John, it bears mentioning, opposes same-sex marriage. Which totally accords with the equal hierarchical vision of violent, male-centric traditional marriage that so many "marriage defenders" are actually defending.

Equality in the sacred hetero marriage doesn't mean that each marital partner gets the equal right to refuse sex, it means that men get the more equal right to demand sex from their wives. Or, men and women being "equal," both partners get the equal right to demand sex from their partners. Although literally "equal," neither is a particularly dignified application of the equality principle.

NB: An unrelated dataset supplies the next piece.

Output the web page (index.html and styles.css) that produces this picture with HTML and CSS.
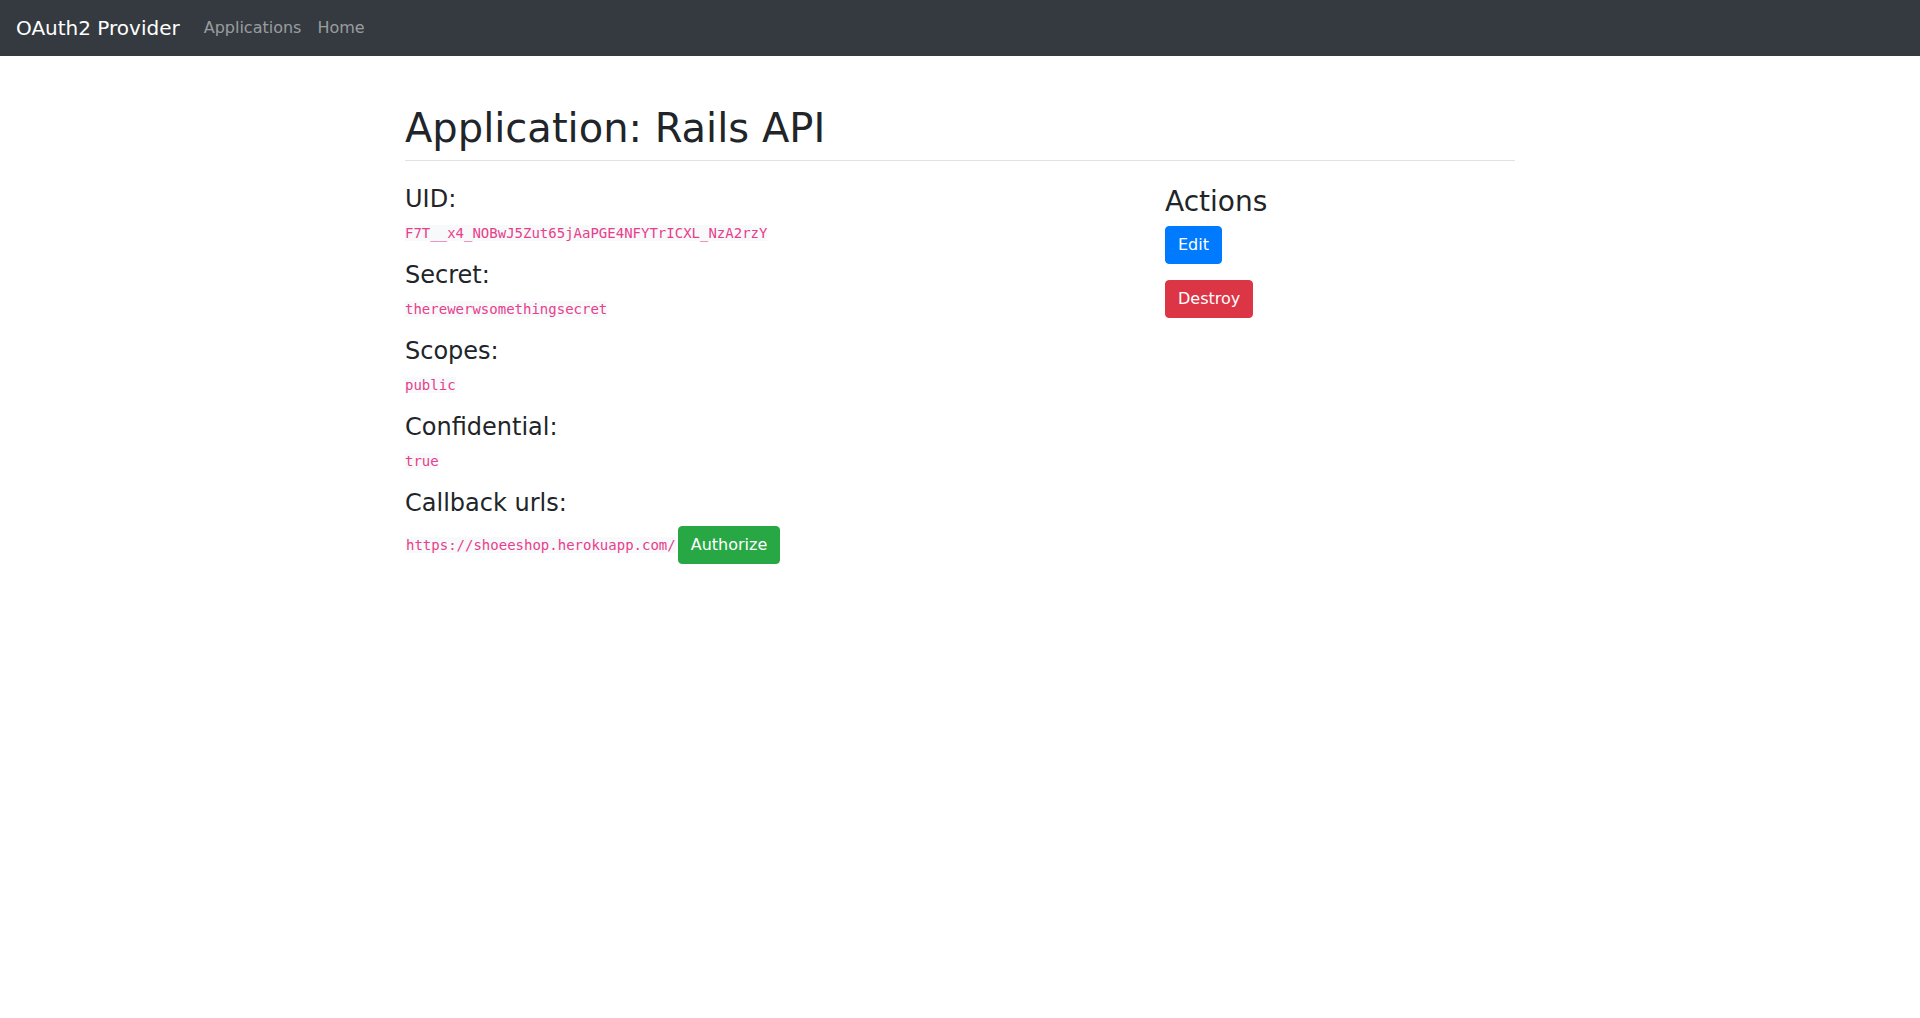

Nonetheless, after looking up "feminism," the anti-feminist/MRA invariably flips a few pages in his handy-dandy dick-tionary, stumbles upon the word "misandry," and believes himself to have discovered the most apt word to describe women's horror at (a) male entitlement to rape and (b) the perversion of equality to promote male dominance.

Take, John Wilder, for instance:
"I have been navigating these blogs and I am sick to death of women making excuses and DEMANDING thei [sic] right to refuse their husbands sex. When I point out valid reasons why women should take care of their husband’s sexual needs, women come out of the wood work to call me a pervert, a misogynist and worse. All too often when a man critiques a woman she becomes vicious in her verbal attack in retaliation rather than dealing with the critique. Misandry (reverse sexism by women against men) is every bit as bad as misogony [sic]."


Ah yes, capital letters. They always indicate that a person is SO SERIOUS. And, the old "it is worse to call someone a bigot than it is to actually be one" canard. But since John has complained that "all too often" women just call him names instead of dealing with the substance of his posts, I dedicate this entire blog post to John.

Meanwhile, ladies, you can dedicate your sexual assault stories to John. Just drop him a line at his "professional" yahoo email address, where he wants you to "unload" your secrets.

In other news, BP is now offering oil showers to seagulls impacted by the oil spill.